The size of the power saving which can be achieved with this will depend on how the anode is produced. On the basis of a typical anode as described earlier, the total energy saving will be 0.31 % on the basis of the below conditions:

Total voltage drop over cell : 4 V Average voltage drop over anode 150 mV Difference in specific electrical resistance 4.5 μΩm

Power consumption 14 kWh/kg AI

Reduction in resistance in the carbon itself 8.3 %

The present invention thus offers a considerable potential for savings in the form of reduced power consumption.
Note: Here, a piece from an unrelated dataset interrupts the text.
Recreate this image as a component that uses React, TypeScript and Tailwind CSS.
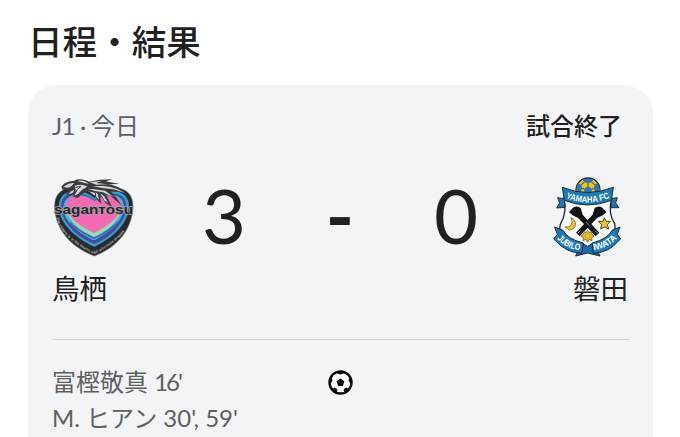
import type { ReactNode } from "react";

interface Goal {
  name: string;
  minutes: string;
  tight?: boolean;
}

const goals: Goal[] = [
  { name: "富樫敬真", minutes: "16'", tight: true },
  { name: "M. ヒアン", minutes: "30', 59'" },
];

function SaganTosuCrest() {
  return (
    <svg className="h-[79px] w-[81px]" viewBox="24 24 243 237">
      <defs>
        <path id="tosu-motto" d="M34 143 C46 191 92 226 148 253 C200 226 248 191 261 140" />
      </defs>
      {/* Shield */}
      <path
        d="M148 258 C90 236 30 188 29 108 C29 66 58 52 90 53 C112 54 132 62 148 76 C163 62 184 53 207 53 C240 54 264 70 264 108 C262 188 205 237 148 258Z"
        fill="#292a2d"
        stroke="#77787b"
        strokeWidth="2"
      />
      <path
        d="M148 230 C96 207 43 163 41 111 C41 76 65 62 91 63 C115 64 132 70 148 84 C164 71 182 63 208 64 C235 65 253 83 252 111 C249 164 198 208 148 230Z"
        fill="#2f9fcd"
      />
      <path
        d="M147 221 C105 205 55 164 49 119 C45 82 66 69 92 70 C117 71 132 78 148 90 C166 75 184 70 208 71 C233 73 247 91 244 116 C238 163 190 207 147 221Z"
        fill="#4c4796"
      />
      <path
        d="M147 211 C104 192 62 158 55 122 C52 90 71 74 97 75 C119 76 135 82 148 94 C165 80 181 75 206 76 C229 78 239 96 236 119 C231 157 188 192 147 211Z"
        fill="#3db9dc"
      />
      <path
        d="M147 201 C108 184 70 153 63 121 C60 94 77 79 101 79 C122 80 137 87 148 99 C165 84 181 79 204 80 C223 82 232 99 229 119 C224 150 186 184 147 201Z"
        fill="#9bd8b8"
      />
      <path
        d="M147 189 C110 171 73 147 64 116 C58 90 77 76 101 77 C122 78 138 83 150 94 C165 82 182 75 205 78 C223 81 231 97 228 115 C221 146 182 173 147 189Z"
        fill="#f06bb4"
      />
      <path d="M75 157 C94 181 124 194 147 205 C169 195 201 178 221 154" fill="none" stroke="#3f64b0" strokeWidth="5" />
      <text fill="#b9babb" fontSize="11" fontWeight="700" fontFamily="Liberation Sans, sans-serif">
        <textPath href="#tosu-motto" textLength="278">
          The victory is in the hearts of all who have dreams
        </textPath>
      </text>

      {/* Bird */}
      <path
        d="M49 50 C56 39 72 33 88 32 C98 25 120 27 132 35 L165 29 L203 28 L182 34 L224 42 L189 43 C216 47 238 59 250 78 L227 67 L197 64 L213 82 L232 108 L200 81 L180 68 L202 112 L181 98 L164 73 L169 102 L157 90 L148 68 L128 64 L110 72 L99 84 L85 81 L86 72 L71 77 L62 72 L75 61 L53 59Z"
        fill="#3b3b3e"
      />
      <g fill="#d6d8d9">
        <path d="M55 51 C64 43 77 38 88 39 L79 49 L69 53Z" />
        <path d="M89 47 C101 42 117 43 127 50 L113 58 L99 72 L89 77 L93 65Z" />
        <path d="M97 33 C112 29 124 35 132 42 L116 38Z" />
        <path d="M134 37 L170 32 L153 39 L188 43 L155 44Z" />
        <path d="M142 48 L174 48 C200 50 222 57 238 68 L206 58 L171 54Z" />
        <path d="M128 56 L148 58 L180 62 L207 82 L174 67 L150 63Z" />
        <path d="M165 69 L177 79 L190 99 L178 91Z" />
        <path d="M152 67 L158 73 L162 89 L154 80Z" />
        <path d="M79 64 L88 59 L83 69 L69 73Z" />
      </g>
      <path d="M91 52 L108 49 L97 58 L91 70" fill="none" stroke="#3b3b3e" strokeWidth="3" />

      <text
        x="27"
        y="133"
        textLength="237"
        lengthAdjust="spacingAndGlyphs"
        fill="#27252a"
        stroke="#a7a3a9"
        strokeWidth="4"
        paintOrder="stroke"
        fontSize="39"
        fontWeight="700"
        fontFamily="Liberation Sans, sans-serif"
      >
        saganтosu
      </text>
    </svg>
  );
}

function JubiloCrest() {
  return (
    <svg className="h-20 w-[68px]" viewBox="24 21 204 240">
      <defs>
        <path id="iwata-top" d="M62 84 Q128 111 196 83" />
        <path id="iwata-left" d="M35 205 Q62 237 108 241" />
        <path id="iwata-right" d="M146 241 Q190 234 217 204" />
      </defs>
      {/* Ball */}
      <circle cx="129" cy="60" r="36" fill="#f2c324" stroke="#222b36" strokeWidth="4" />
      <path
        d="M112 27 L146 27 L140 37 L129 40 L118 37Z M95 59 L99 40 L109 44 L112 56 L104 68Z M149 44 L158 39 L165 60 L154 68 L146 56Z M117 57 L129 47 L141 57 L138 70 L119 70Z"
        fill="#2879b5"
      />
      <path d="M118 37 L109 44 M140 37 L149 44 M112 56 H117 M141 57 H146 M129 40 V47" stroke="#29343e" strokeWidth="3" />

      {/* Shield */}
      <path
        d="M56 86 Q127 112 201 86 C192 112 194 137 209 161 C216 190 189 217 150 229 L128 244 L106 229 C65 219 38 190 46 163 C61 136 65 113 56 86Z"
        fill="#f8fafb"
        stroke="#202329"
        strokeWidth="4"
      />
      <path
        d="M38 83 L58 86 L60 112 L35 114 L44 99Z M198 86 L217 83 L212 99 L222 113 L198 113Z"
        fill="#1d75b4"
        stroke="#202b38"
        strokeWidth="3"
      />
      <path d="M52 52 Q127 83 205 52 L199 91 Q127 119 58 91Z" fill="#1c79ba" stroke="#1d2a37" strokeWidth="3" />

      {/* Crossed birds */}
      <g fill="#111318">
        <path d="M72 127 L84 113 Q96 105 107 114 L113 134 L163 188 L152 199 L99 143 L85 137Z" />
        <path d="M184 127 L172 113 Q160 105 149 114 L143 134 L93 188 L104 199 L157 143 L171 137Z" />
      </g>
      <path d="M150 182 L158 190 M98 190 L106 182 M123 157 L133 167" stroke="#e6e8ea" strokeWidth="2" />

      <path
        d="M77 143 C98 149 96 179 73 180 L60 171 Q80 173 81 155 Q81 148 77 143Z"
        fill="#f3c51c"
        stroke="#5d5330"
        strokeWidth="2"
      />
      <path
        d="M178 143 L183 154 L196 154 L187 164 L191 177 L179 171 L167 177 L170 164 L160 154 L174 154Z"
        fill="#f3c51c"
        stroke="#51472b"
        strokeWidth="3"
      />
      <path
        d="M128 181 L132 188 L141 184 L140 193 L148 198 L140 203 L141 212 L132 208 L128 217 L123 208 L114 212 L115 203 L107 198 L115 193 L114 184 L123 188Z"
        fill="#eabd18"
        stroke="#51472b"
        strokeWidth="2"
      />
      <circle cx="128" cy="198" r="7" fill="#f3c72b" stroke="#7a6430" />

      {/* Ribbon */}
      <path d="M110 219 L128 229 L146 219 L165 258 L128 249 L92 258Z" fill="#176dac" stroke="#202b38" strokeWidth="3" />
      <path d="M29 171 L54 181 Q67 207 115 219 L110 250 Q63 248 34 214 L26 207 L37 193Z" fill="#1c79ba" stroke="#202b38" strokeWidth="3" />
      <path d="M225 171 L201 181 Q189 207 141 219 L145 250 Q194 247 219 214 L227 207 L217 193Z" fill="#1c79ba" stroke="#202b38" strokeWidth="3" />

      <g fill="#fff" fontWeight="700" fontFamily="Liberation Sans, sans-serif">
        <text fontSize="26">
          <textPath href="#iwata-top" textLength="136" lengthAdjust="spacingAndGlyphs">
            YAMAHA FC
          </textPath>
        </text>
        <text fontSize="27">
          <textPath href="#iwata-left" textLength="80" lengthAdjust="spacingAndGlyphs">
            JUBILO
          </textPath>
        </text>
        <text fontSize="27">
          <textPath href="#iwata-right" textLength="80" lengthAdjust="spacingAndGlyphs">
            IWATA
          </textPath>
        </text>
      </g>
    </svg>
  );
}

function SoccerBall() {
  return (
    <svg className="h-[25px] w-[25px]" viewBox="0 0 25 25">
      <circle cx="12.5" cy="12.5" r="11" fill="#fff" stroke="#080808" strokeWidth="2.4" />
      <path
        d="M12.5 8.5 L16.4 11.3 L14.9 15.9 H10.1 L8.6 11.3Z M8.5 2 H16.5 L15 3.8 L12.5 4.4 L10 3.8Z M2 8.5 L3.9 8.3 L4.5 10.6 L3.3 12.8 L1.6 13Z M23 8.5 L21.1 8.3 L20.5 10.6 L21.7 12.8 L23.4 13Z M4.9 19.2 L6 17.6 L8.5 18.4 L9.4 20.8 L8.6 22.8Z M20.1 19.2 L19 17.6 L16.5 18.4 L15.6 20.8 L16.4 22.8Z"
        fill="#080808"
      />
    </svg>
  );
}

function Score({ children }: { children: ReactNode }) {
  return <span className="flex w-[116px] justify-center">{children}</span>;
}

export default function App() {
  return (
    <main className="h-[437px] overflow-hidden bg-white px-7 pt-[15px] font-['Lato','Noto_Sans_CJK_JP',sans-serif] text-[#1f2020]">
      <h1 className="h-[70px] font-['Noto_Sans_CJK_JP',sans-serif] text-[34.6px] leading-[51px] font-medium">
        日程・結果
      </h1>

      <section className="h-[380px] w-[625px] rounded-[28px] bg-[#f3f4f6] px-6 pt-[23px]">
        <div className="flex h-9 items-center justify-between pr-[7px] text-2xl leading-9">
          <span className="text-[#5e5f61]">
            <span className="tracking-[-0.7px]">J1 · </span>今日
          </span>
          <span className="font-medium">試合終了</span>
        </div>

        <div className="mt-[33px] flex h-20 items-center justify-between pr-2 pl-px">
          <SaganTosuCrest />
          <div className="mr-[7px] flex items-center pb-1 text-[76px] leading-none">
            <Score>3</Score>
            <Score>
              <span className="pb-px font-bold">-</span>
            </Score>
            <Score>0</Score>
          </div>
          <JubiloCrest />
        </div>

        <div className="mt-[11px] flex justify-between pr-px text-[27.5px] leading-[42px]">
          <span>鳥栖</span>
          <span>磐田</span>
        </div>

        <div className="mt-[29px] flex justify-between border-t border-[#d2d4d6] pt-6">
          <div className="w-[276px] text-2xl leading-9 text-[#5e5f61]">
            {goals.map((goal) => (
              <p key={goal.name}>
                {goal.name}{" "}
                <span className={goal.tight ? "tracking-[-2px]" : ""}>{goal.minutes}</span>
              </p>
            ))}
          </div>
          <div className="pt-[6px]">
            <SoccerBall />
          </div>
          <div className="w-[276px]" />
        </div>
      </section>
    </main>
  );
}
The present invention will also make it possible for the carbon electrode, in connection with vibration, to be given a more precise height as the nipples in the finished anode are innstalled in a direction in which the geometric dimensions of the mass during tamping/vibration are kept constant.

Claims

1. A method for producing a carbon electrode in which a "green" mass comprising particle material containing carbon and a binder undergoes a moulding process which causes the mass to be exposed to externally forced compression in one or more directions and to be subjected to a calcination process before use, characterised in that the carbon electrode is arranged so that, when it is in use, the dominant direction of electric current will mainly be oriented so that it does not coincide with the direction(s) of the forced compression.

2. A method in accordance with claim 1 for production of a carbon electrode, more precisely an anode for use in an electrolysis cell of Hall-Heroult type in which the anode is made with at least one recess for fixing to an anode suspender, characterised in that each recess is arranged directionally so that it mainly coincides with a direction mainly perpendicular to the direction(s) of the forced compression.

3. A method in accordance with claim 2, characterise in that the carbon electrode is calcinated before the recesses are arranged.

4. A method in accordance with claim 3, characterised in that the recesses are arranged by a mechanical milling or drilling process.

5. A carbon electrode produced from a "green" mass comprising particle material containing carbon and a binder where the green mass is exposed to externally forced compression in one or more directions and the carbon electrode is subjected to a calcination process before use, characterised in that the dominant direction of electric current in relation to the carbon electrode, when it is in use, mainly does not coincide with the direction(s) of the forced compression.

6. A carbon electrode in accordance with claim 5, more precisely an anode for use in an electrolysis cell of Hall-Heroult type in which the anode is made with at least one recess for fixing to an anode suspender, characterised in that each recess is arranged directionally so that it mainly coincides with a direction mainly perpendicular to the direction(s) of the forced compression.

7. A carbon electrode in accordance with claim 6, characterised in that it is calcinated before the recesses are arranged.

8. A carbon electrode in accordance with claim 7, characterised in that the recesses are arranged by drilling or by milling the calsinated carbon material.